> **Information given**
* Start *

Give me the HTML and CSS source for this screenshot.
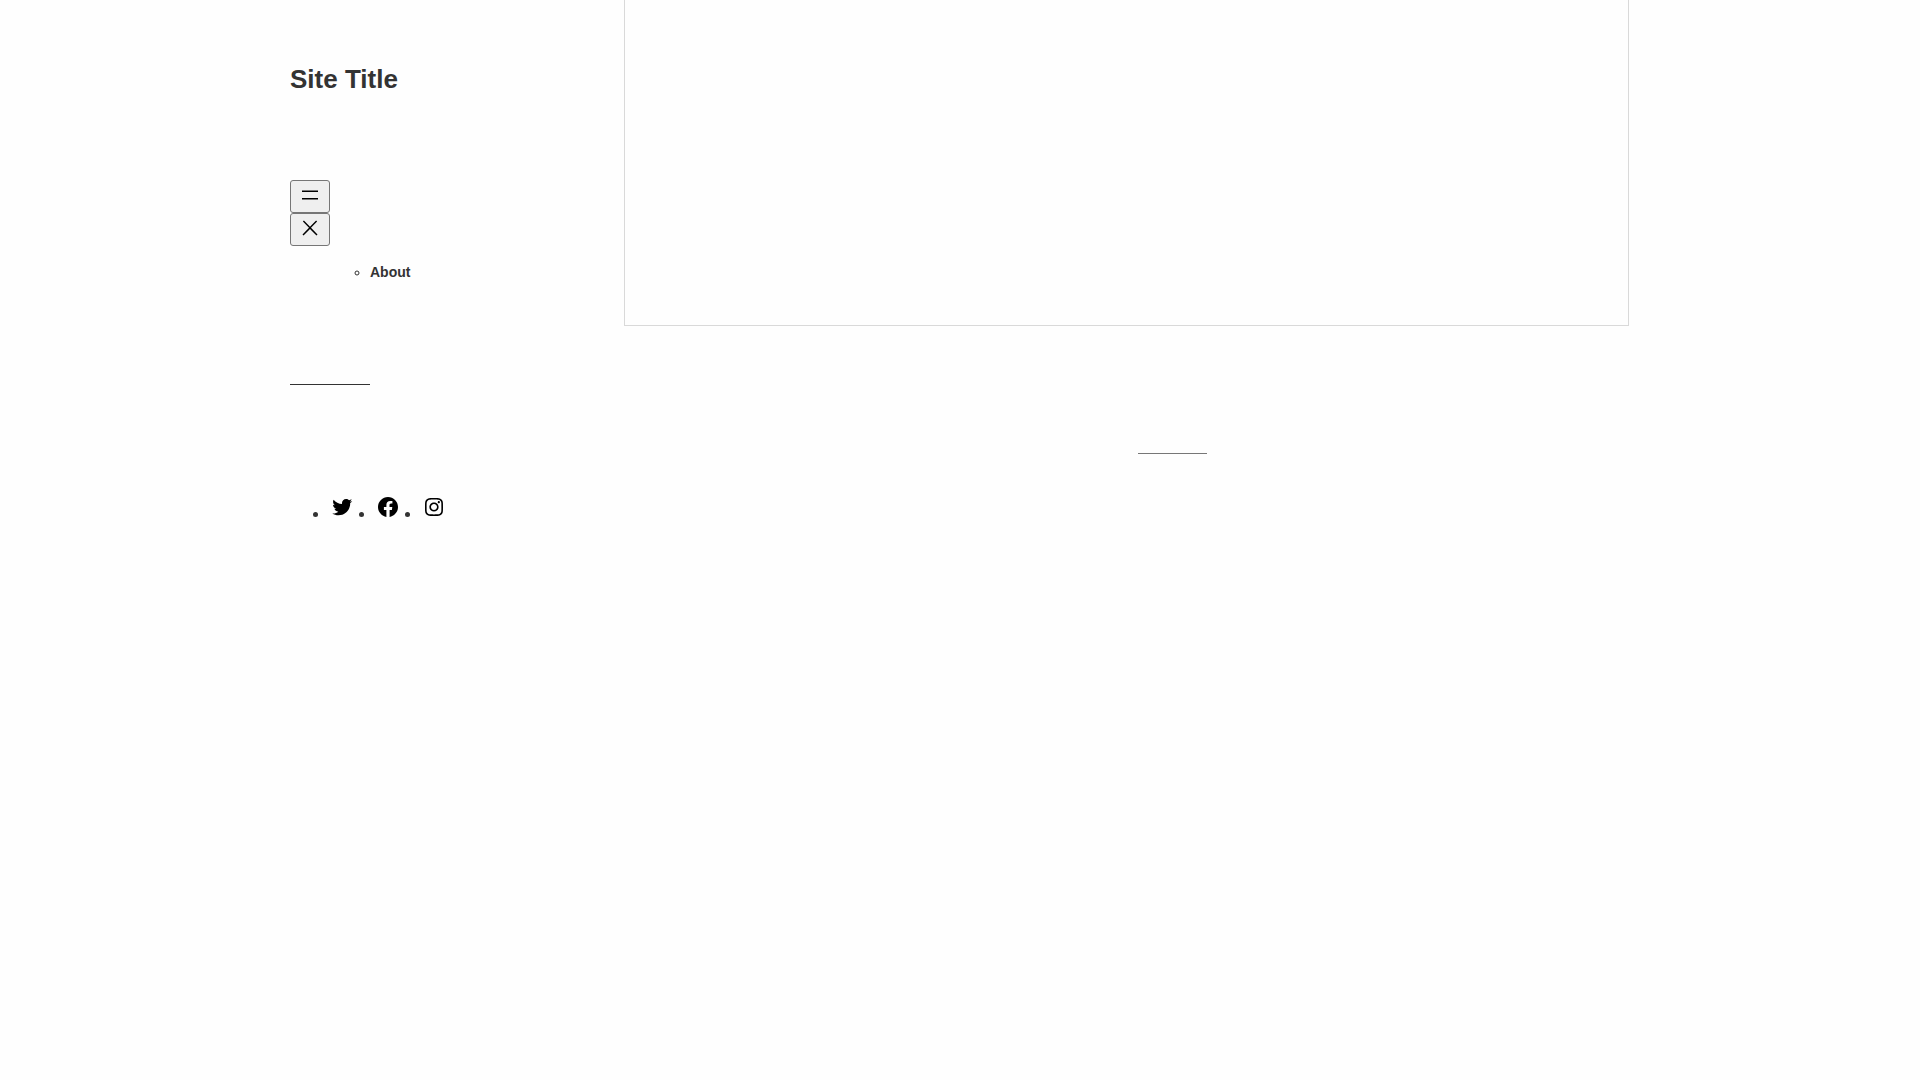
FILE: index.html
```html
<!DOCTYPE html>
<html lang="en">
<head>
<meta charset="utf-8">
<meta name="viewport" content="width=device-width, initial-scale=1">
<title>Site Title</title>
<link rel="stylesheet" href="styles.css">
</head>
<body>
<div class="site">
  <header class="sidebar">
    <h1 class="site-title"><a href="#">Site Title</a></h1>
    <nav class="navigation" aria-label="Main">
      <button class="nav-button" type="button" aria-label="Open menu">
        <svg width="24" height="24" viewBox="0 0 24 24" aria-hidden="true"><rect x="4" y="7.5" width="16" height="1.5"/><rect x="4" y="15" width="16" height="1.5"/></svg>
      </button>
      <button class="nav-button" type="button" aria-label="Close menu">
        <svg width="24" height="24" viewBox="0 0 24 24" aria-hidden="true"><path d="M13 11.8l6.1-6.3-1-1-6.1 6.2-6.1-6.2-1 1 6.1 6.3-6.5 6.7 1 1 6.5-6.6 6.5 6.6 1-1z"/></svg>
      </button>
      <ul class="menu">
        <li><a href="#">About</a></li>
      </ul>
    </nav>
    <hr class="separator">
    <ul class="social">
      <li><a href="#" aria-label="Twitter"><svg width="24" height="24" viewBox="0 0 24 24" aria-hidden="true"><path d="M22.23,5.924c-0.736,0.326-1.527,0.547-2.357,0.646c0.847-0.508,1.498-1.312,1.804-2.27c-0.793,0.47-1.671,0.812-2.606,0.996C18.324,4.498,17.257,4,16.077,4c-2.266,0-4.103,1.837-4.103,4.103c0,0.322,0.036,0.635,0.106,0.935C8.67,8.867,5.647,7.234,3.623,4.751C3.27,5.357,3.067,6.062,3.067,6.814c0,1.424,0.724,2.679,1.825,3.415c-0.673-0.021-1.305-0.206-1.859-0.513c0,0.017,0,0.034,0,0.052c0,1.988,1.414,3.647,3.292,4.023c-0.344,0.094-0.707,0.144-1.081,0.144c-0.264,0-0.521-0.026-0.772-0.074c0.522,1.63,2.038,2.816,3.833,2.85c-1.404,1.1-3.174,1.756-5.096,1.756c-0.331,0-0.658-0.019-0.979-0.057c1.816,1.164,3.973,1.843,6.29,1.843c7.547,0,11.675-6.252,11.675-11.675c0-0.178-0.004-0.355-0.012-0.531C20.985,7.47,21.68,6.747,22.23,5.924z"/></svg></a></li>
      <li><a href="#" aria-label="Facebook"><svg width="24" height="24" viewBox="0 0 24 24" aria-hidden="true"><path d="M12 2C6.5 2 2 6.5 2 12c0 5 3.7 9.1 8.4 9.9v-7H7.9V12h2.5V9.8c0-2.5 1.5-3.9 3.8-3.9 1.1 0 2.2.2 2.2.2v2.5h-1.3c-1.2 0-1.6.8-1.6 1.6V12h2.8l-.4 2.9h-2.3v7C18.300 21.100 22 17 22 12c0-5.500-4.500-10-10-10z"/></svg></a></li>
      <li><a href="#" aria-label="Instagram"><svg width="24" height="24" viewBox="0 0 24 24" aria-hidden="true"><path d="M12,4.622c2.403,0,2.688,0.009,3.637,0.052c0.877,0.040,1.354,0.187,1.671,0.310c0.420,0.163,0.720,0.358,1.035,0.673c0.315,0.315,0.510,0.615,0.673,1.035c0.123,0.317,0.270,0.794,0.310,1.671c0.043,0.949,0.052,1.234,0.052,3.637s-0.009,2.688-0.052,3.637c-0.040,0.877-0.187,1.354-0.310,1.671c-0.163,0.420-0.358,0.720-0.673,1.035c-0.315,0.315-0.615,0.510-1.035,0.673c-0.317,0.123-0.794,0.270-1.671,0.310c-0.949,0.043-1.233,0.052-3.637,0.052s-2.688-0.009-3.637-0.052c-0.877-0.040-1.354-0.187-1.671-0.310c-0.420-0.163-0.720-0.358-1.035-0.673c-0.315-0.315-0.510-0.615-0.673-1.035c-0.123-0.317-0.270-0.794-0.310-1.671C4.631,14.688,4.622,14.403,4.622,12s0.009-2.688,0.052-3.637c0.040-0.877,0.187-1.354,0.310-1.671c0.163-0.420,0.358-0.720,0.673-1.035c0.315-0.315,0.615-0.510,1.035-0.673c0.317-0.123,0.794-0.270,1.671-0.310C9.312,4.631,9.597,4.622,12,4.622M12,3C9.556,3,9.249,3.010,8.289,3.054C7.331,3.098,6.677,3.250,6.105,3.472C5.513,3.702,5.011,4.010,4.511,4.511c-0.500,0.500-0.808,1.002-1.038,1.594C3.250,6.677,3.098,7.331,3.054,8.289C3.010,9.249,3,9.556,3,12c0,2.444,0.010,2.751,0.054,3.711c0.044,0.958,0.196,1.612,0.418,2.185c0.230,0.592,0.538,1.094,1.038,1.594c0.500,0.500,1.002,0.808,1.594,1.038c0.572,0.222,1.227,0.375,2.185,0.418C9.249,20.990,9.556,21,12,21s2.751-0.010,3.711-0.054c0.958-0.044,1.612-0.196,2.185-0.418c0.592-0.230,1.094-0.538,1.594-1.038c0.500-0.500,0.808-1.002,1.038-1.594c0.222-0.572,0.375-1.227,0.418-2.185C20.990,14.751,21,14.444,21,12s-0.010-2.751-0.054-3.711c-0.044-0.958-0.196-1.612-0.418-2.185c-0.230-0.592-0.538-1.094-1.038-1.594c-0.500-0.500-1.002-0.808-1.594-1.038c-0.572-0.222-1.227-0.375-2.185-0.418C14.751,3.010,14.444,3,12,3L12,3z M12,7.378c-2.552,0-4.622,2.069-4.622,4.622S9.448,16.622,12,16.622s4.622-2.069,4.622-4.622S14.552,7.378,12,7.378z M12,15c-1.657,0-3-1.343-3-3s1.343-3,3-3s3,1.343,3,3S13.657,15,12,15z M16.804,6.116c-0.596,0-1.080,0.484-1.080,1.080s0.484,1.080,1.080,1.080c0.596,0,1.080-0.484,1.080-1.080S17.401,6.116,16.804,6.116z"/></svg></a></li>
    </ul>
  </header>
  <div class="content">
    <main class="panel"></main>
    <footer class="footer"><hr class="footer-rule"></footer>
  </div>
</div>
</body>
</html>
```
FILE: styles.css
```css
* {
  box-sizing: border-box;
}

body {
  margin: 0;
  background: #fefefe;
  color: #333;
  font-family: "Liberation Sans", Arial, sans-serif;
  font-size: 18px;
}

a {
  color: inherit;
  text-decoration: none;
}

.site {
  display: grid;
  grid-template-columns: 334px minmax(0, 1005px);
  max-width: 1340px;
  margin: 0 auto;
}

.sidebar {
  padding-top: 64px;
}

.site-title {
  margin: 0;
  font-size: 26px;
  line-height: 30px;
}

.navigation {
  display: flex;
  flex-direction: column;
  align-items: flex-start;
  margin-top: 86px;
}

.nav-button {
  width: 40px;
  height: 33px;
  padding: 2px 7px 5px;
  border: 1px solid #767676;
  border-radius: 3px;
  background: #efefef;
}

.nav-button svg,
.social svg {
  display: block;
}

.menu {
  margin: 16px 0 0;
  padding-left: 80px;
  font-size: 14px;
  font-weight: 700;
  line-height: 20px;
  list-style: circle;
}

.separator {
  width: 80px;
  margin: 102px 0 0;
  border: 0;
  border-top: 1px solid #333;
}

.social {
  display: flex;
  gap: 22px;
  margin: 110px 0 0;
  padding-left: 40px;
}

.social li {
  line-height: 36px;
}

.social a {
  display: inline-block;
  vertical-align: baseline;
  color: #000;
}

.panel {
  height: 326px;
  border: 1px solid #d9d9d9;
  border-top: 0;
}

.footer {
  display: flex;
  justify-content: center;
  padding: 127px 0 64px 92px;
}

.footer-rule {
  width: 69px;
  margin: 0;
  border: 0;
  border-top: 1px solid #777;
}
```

* End *
* Start *

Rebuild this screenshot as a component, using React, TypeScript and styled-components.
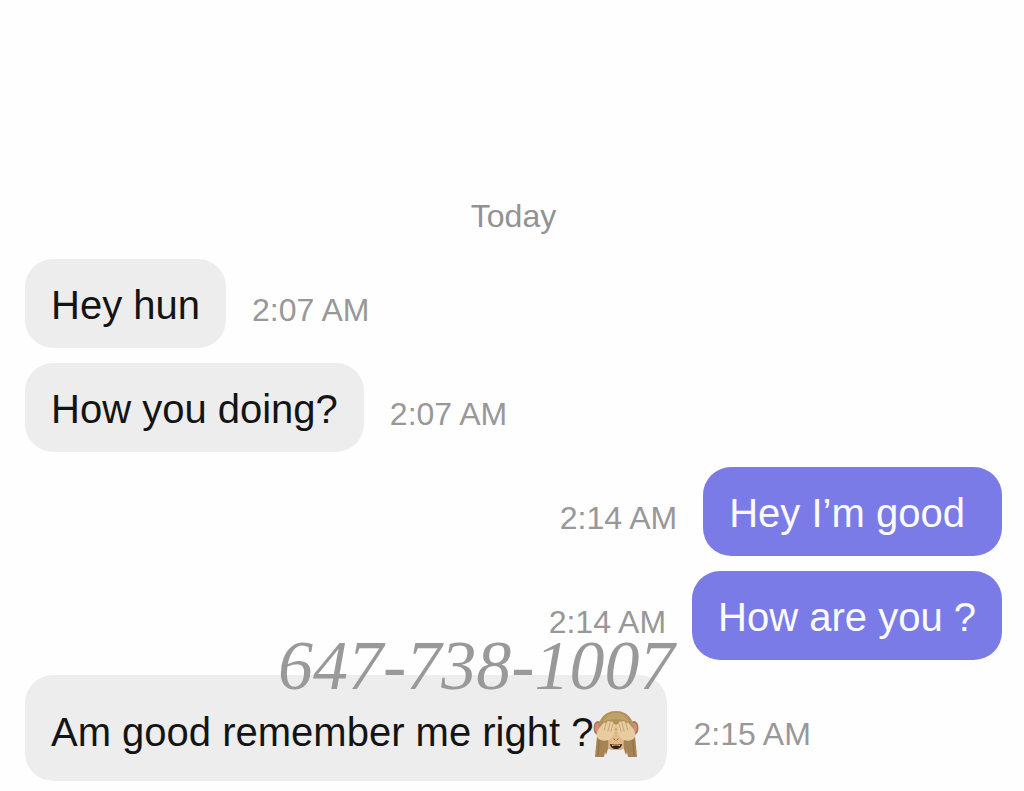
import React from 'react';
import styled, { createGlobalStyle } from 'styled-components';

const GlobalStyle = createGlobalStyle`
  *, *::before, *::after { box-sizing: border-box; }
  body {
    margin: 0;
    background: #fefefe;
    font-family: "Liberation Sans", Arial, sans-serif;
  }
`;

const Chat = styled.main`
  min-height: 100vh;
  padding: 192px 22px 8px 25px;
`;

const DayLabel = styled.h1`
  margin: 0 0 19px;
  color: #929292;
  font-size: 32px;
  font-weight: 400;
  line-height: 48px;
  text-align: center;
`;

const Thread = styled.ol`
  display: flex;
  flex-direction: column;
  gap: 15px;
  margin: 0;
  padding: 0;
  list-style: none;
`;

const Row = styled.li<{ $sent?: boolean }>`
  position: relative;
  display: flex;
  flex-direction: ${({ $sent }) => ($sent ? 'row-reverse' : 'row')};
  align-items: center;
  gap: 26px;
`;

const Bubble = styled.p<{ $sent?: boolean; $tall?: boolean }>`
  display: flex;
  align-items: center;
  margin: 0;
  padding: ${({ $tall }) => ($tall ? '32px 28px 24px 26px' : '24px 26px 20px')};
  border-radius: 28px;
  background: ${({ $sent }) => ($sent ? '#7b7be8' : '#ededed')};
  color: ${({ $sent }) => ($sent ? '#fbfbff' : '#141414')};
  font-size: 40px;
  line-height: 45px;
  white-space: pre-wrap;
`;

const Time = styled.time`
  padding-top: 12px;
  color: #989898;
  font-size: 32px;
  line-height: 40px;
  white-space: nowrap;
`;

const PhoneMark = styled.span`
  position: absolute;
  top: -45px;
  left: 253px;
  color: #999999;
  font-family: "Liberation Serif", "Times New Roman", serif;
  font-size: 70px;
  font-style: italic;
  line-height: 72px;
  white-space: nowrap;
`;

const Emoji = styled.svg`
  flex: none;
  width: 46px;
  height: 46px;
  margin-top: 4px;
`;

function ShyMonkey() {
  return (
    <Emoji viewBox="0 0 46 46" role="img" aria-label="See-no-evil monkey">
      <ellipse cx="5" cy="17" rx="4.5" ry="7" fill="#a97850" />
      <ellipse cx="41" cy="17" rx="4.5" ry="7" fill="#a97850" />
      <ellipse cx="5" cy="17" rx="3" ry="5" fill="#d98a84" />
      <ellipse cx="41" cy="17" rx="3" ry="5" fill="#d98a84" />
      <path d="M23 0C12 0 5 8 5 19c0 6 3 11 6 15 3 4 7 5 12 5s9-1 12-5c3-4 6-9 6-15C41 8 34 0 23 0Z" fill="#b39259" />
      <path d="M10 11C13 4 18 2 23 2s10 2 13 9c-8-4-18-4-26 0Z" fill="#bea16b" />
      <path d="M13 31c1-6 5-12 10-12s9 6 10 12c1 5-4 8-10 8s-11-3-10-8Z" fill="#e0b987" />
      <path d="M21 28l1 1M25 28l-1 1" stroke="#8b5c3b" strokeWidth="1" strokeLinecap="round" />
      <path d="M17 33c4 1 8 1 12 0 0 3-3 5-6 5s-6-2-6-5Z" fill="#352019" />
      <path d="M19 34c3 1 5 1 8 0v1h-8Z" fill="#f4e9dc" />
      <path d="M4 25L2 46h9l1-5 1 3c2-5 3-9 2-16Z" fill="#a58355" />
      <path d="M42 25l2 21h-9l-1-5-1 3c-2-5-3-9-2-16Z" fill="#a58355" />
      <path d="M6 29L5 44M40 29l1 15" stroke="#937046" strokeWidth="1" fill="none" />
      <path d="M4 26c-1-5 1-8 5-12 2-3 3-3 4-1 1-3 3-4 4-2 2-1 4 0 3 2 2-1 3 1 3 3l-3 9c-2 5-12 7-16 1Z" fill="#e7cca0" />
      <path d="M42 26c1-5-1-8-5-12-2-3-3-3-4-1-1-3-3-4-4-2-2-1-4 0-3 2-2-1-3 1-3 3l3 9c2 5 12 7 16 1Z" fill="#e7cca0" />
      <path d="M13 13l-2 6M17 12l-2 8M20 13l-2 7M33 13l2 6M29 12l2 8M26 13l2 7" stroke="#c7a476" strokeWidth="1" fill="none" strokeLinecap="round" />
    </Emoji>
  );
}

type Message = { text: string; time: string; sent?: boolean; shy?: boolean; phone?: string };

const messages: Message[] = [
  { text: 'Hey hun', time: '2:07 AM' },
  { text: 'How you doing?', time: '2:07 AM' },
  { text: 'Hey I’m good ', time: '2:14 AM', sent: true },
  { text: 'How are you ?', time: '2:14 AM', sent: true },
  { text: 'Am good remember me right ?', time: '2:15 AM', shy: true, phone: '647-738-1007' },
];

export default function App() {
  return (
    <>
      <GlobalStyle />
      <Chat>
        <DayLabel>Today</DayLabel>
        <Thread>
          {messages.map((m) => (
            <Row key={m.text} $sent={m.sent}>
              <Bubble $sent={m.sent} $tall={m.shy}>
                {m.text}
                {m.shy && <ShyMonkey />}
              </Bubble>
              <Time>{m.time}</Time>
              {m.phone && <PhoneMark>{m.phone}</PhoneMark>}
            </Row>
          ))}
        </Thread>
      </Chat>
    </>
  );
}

* End *

> **Task brief**
Copy out each line of the entries that holds "styled".

> **Finished answer**
Rebuild this screenshot as a component, using React, TypeScript and styled-components.
import styled, { createGlobalStyle } from 'styled-components';
const Chat = styled.main`
const DayLabel = styled.h1`
const Thread = styled.ol`
const Row = styled.li<{ $sent?: boolean }>`
const Bubble = styled.p<{ $sent?: boolean; $tall?: boolean }>`
const Time = styled.time`
const PhoneMark = styled.span`
const Emoji = styled.svg`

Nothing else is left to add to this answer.